*Task brief*
Look for "that" in each line of the entries, and return the matching lines.

*Material for this exercise*
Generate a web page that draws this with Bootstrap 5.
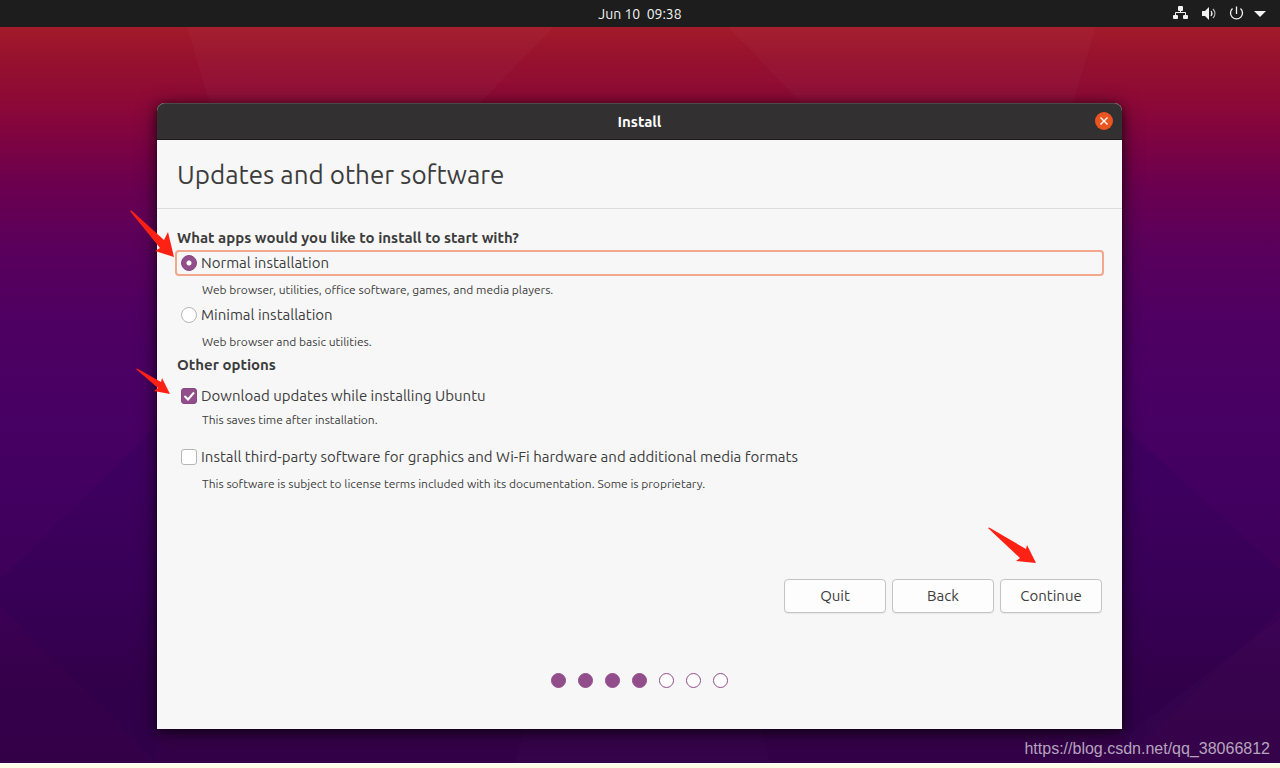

* * *

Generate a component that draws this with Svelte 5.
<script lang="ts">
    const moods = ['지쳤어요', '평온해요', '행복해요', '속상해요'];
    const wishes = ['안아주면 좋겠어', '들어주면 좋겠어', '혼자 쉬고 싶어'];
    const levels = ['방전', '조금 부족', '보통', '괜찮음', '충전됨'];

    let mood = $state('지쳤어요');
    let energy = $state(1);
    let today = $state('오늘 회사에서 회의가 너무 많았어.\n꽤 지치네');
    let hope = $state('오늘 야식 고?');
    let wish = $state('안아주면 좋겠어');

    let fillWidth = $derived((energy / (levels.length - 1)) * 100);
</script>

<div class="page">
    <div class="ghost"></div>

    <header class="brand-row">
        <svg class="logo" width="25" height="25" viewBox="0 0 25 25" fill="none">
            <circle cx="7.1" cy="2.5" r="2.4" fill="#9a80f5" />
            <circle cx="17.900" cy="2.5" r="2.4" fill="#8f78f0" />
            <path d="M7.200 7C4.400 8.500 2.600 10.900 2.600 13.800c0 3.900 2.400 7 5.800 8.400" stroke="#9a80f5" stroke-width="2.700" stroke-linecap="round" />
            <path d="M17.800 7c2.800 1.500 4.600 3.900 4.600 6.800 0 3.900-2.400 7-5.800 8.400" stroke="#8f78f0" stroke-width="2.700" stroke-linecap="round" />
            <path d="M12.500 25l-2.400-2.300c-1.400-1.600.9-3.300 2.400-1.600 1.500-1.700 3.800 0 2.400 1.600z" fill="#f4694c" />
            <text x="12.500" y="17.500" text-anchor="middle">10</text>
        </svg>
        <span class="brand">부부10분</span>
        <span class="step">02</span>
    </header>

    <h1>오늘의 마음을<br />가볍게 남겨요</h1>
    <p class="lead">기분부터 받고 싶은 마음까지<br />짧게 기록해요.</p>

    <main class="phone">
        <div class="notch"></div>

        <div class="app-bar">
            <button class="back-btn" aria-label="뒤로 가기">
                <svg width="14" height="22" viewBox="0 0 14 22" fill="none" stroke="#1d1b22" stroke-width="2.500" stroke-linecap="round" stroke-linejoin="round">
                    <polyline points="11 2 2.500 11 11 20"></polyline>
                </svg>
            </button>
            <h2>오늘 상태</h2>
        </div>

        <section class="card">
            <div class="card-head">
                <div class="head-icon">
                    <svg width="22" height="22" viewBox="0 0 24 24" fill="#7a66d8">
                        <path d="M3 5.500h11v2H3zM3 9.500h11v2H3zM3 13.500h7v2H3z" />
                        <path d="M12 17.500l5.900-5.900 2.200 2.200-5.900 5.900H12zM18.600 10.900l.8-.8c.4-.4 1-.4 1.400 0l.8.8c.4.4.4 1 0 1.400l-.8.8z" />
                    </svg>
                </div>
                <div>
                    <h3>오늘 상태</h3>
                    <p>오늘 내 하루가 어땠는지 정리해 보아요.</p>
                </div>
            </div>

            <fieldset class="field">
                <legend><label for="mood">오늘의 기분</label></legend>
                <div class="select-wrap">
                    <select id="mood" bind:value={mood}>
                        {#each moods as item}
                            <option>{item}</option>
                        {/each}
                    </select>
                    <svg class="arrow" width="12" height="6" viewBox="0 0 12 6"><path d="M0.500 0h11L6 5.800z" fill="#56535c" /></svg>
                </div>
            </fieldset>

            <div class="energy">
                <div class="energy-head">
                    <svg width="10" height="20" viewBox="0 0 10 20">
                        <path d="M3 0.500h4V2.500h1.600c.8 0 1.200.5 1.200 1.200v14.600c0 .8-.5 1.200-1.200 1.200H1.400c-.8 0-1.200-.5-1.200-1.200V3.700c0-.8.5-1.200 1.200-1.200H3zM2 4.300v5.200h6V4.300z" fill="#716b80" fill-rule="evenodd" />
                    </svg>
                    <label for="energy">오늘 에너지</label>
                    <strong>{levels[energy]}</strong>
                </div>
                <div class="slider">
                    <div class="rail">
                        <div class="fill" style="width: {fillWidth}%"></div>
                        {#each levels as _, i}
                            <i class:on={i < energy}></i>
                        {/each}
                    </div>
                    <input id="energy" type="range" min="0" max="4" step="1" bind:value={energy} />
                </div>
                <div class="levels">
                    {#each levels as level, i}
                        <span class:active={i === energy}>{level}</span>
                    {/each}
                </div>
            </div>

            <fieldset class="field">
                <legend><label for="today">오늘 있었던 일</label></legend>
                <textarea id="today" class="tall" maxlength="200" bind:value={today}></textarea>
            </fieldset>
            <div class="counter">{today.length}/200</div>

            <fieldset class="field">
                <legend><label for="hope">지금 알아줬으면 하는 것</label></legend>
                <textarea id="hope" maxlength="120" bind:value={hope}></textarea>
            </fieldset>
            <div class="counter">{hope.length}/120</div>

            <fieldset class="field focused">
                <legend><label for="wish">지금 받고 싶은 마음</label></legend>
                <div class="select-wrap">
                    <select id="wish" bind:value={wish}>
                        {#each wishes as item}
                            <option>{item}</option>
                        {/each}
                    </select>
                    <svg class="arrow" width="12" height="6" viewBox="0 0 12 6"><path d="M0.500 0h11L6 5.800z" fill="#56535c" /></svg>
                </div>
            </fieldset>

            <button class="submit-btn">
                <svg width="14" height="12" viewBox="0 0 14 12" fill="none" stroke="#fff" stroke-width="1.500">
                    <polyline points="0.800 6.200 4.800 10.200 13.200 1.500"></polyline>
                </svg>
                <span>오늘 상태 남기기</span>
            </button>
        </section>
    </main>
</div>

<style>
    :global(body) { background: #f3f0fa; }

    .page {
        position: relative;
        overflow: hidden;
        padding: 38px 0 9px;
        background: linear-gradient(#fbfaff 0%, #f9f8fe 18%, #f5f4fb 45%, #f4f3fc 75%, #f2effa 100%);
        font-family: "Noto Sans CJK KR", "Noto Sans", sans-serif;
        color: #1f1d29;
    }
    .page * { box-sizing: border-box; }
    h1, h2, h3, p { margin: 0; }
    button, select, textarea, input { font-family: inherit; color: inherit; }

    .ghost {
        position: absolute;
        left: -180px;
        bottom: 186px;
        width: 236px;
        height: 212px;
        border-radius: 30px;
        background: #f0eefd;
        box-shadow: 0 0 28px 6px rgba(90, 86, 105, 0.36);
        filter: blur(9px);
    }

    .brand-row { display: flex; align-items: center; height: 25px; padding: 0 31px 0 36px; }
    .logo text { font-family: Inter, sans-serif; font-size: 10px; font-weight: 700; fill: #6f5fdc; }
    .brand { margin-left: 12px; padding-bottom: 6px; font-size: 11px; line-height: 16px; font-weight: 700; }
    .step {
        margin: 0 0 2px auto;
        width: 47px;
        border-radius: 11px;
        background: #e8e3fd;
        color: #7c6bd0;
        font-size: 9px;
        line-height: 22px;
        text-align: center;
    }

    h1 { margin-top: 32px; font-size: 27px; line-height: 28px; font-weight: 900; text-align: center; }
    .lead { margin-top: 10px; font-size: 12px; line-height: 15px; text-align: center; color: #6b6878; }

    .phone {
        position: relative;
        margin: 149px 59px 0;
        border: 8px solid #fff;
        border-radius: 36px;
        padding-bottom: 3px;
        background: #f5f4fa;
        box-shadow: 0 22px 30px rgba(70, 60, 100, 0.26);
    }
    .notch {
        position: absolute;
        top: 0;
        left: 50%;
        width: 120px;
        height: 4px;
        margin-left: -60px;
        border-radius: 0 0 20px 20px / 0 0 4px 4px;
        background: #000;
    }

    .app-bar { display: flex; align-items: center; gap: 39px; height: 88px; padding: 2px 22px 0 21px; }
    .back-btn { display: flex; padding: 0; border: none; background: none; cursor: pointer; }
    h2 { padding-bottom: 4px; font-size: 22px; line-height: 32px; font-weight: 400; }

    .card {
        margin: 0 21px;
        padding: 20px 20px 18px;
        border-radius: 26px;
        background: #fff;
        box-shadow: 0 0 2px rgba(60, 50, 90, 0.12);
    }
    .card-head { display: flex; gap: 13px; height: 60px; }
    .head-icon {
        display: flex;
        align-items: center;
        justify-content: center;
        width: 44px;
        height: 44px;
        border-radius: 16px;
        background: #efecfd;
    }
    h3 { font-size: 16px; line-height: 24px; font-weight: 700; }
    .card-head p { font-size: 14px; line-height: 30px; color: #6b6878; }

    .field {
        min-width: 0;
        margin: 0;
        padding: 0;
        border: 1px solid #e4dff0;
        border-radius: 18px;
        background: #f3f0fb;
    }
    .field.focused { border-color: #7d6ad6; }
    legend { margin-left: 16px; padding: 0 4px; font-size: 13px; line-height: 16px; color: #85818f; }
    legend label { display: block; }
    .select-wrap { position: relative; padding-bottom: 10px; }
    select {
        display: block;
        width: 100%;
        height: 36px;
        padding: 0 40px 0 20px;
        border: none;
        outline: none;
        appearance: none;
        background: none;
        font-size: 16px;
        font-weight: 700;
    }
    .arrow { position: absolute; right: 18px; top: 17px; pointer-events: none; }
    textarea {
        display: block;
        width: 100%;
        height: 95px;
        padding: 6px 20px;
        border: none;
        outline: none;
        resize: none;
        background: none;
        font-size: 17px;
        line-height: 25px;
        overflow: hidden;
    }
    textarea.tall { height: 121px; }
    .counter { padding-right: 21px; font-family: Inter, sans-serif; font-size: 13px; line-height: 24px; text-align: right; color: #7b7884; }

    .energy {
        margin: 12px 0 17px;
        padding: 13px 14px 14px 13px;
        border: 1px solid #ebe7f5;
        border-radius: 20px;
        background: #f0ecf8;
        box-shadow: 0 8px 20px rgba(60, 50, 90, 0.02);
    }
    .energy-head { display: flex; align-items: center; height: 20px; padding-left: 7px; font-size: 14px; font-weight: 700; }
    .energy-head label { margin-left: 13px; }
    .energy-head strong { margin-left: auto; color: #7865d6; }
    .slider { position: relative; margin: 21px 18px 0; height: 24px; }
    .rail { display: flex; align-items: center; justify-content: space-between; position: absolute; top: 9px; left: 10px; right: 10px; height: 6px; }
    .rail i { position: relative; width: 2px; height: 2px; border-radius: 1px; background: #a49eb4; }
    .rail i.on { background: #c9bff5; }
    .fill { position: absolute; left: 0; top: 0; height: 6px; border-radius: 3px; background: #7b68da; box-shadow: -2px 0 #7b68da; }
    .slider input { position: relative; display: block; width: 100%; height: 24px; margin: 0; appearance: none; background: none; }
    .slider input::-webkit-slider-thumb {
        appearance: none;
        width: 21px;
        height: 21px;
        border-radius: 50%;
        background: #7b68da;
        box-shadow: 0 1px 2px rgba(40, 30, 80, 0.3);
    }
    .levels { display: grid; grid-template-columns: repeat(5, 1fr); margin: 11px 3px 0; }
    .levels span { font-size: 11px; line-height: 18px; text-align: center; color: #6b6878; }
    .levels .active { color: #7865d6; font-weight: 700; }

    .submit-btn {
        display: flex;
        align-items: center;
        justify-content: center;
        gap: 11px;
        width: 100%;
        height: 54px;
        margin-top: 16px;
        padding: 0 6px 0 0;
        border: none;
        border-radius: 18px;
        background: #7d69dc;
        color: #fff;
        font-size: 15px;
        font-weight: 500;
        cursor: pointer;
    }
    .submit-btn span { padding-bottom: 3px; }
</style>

*Answer below*
Generate a web page that draws this with Bootstrap 5.
Generate a component that draws this with Svelte 5.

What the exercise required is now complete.